Esto no quiere decir que un tono compuesto de moderación pero también de firmeza, esté exento de extremidades. Con todo el control de los matices de la voz, su coloratura y sus inflexiones se puede decir la más horrenda brutalidad. Pero el efecto nunca será el mismo, sobre todo cuando -como sucede en un aula- hay una profunda asimetría entre el docente, que tiene el poder, y sus alumnos, que carecen del mismo. El tono se ha convertido (o siempre lo fue) en algo tan vital, que finalmente termina condicionando lo que supuestamente debería ser el fondo del asunto, hasta opacarlo en toda su completud. De la airada exposición de Radetich quedó flotando en la construcción del sentido -que es lo vital, donde se juega la suerte de la política- más su forma desaforada que sus críticas a Macri, por ejemplo.

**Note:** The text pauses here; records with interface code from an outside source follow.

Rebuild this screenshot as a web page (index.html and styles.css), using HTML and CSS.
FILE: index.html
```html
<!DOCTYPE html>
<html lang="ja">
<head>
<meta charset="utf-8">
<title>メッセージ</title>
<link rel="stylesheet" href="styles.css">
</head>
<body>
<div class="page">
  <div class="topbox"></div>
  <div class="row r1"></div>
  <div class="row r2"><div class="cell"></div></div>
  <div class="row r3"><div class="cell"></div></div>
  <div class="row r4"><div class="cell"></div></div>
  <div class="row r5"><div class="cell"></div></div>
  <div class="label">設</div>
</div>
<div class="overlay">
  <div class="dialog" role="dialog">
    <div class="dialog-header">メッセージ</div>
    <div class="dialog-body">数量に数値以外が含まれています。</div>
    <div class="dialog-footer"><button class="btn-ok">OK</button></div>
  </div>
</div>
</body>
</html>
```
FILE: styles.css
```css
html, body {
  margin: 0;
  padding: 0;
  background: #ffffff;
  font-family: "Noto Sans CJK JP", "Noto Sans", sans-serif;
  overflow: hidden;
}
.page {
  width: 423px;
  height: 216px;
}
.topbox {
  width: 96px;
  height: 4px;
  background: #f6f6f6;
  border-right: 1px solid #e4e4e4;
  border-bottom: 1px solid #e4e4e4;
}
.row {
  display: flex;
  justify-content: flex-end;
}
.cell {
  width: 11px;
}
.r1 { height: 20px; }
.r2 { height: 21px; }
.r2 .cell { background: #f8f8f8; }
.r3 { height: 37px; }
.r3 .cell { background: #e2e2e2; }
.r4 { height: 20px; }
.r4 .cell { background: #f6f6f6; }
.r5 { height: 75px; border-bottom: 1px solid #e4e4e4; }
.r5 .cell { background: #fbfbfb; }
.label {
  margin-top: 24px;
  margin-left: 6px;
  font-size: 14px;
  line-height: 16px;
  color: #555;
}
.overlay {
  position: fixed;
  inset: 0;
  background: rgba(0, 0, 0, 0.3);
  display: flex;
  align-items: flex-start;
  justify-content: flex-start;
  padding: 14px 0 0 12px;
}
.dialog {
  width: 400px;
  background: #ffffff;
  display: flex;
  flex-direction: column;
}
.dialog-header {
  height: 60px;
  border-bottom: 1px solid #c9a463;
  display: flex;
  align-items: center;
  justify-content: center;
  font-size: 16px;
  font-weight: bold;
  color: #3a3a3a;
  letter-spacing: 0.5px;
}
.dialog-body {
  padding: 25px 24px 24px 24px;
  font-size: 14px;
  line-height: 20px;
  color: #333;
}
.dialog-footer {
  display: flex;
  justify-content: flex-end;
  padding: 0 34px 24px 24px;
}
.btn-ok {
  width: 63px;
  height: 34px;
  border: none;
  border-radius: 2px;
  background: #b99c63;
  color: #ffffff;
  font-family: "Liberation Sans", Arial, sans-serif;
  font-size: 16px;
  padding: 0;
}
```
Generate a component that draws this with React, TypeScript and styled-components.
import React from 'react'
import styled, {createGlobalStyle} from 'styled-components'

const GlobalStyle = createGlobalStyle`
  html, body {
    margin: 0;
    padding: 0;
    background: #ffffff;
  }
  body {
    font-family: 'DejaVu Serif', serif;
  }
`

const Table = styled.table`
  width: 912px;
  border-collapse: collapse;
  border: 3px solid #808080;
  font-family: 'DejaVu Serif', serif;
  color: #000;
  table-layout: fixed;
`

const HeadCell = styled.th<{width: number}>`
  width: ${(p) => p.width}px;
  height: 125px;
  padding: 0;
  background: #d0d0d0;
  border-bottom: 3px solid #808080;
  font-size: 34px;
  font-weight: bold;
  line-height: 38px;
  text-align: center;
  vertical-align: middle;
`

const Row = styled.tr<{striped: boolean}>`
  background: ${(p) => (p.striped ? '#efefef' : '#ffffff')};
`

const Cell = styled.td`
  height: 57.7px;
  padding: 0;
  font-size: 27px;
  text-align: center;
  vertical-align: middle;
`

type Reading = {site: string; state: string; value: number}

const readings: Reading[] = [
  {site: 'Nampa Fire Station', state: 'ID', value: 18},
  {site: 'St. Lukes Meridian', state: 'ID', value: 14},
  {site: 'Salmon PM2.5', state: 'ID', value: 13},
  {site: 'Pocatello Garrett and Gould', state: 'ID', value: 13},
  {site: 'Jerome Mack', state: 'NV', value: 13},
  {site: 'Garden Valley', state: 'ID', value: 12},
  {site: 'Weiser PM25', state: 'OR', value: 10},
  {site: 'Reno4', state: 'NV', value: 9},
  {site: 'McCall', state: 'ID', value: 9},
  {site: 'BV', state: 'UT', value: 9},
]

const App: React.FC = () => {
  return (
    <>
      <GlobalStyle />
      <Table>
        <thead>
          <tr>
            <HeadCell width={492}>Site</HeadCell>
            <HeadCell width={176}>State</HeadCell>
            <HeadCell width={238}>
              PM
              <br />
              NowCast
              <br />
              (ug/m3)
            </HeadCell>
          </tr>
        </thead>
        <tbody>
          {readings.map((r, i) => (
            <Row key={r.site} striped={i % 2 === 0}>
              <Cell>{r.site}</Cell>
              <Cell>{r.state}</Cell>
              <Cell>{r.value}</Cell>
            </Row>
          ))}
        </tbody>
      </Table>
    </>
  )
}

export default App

Nadie, por otro lado, objeta lo que sería una necedad: negar el acto político, como si la escuela estuviera en la Vía Láctea, porque además todos los actos de nuestra vida son políticos. Y mucho más los actos que nos vinculan con los otros, con la necesaria otredad. Ese puente sutil, estrecho y delicado es por el que debe caminar el docente, con su ideología, con sus ideas, con su visión del mundo, pero sobre todo con su respeto. En la antevíspera el Presidente, que parece no encontrarle ningún valor al silencio, se refirió a un "formidable debate" ocurrido en la clase de la profesora Radetich. El argumento es falaz porque el debate ocurre, siempre, entre pares. Y no hay nada más impar que un profesor y sus alumnos. Si pensamos sustancialmente en los modos, en la forma, en el tono, podríamos tranquilamente imaginar la misma escena en el aula pero produciéndose en un discurrir cordial, plural, respetuoso, con más pasión por la escucha del otro que por la enunciación propia. Y en la mixtura de esas ideas que se contraponen y colisionan, por esa rendija mínima aparecería el fulgor imprescindible, el del pensamiento crítico, puesto que supongo no debe haber mejor valor agregado para quien está al frente de un aula que enseñarles a pensar por sí mismos a sus alumnos.

Mi lectora joven, con su disquisición acerca del primer artículo que escribí sobre este tema, también me indujo a revisar un asunto determinante en el oficio del narrador: qué tono usamos para contar una historia. Sabemos que podemos tener la mejor historia en nuestras manos, pero también sabemos que fracasará sin pena ni gloria si erramos en la forma de contarla.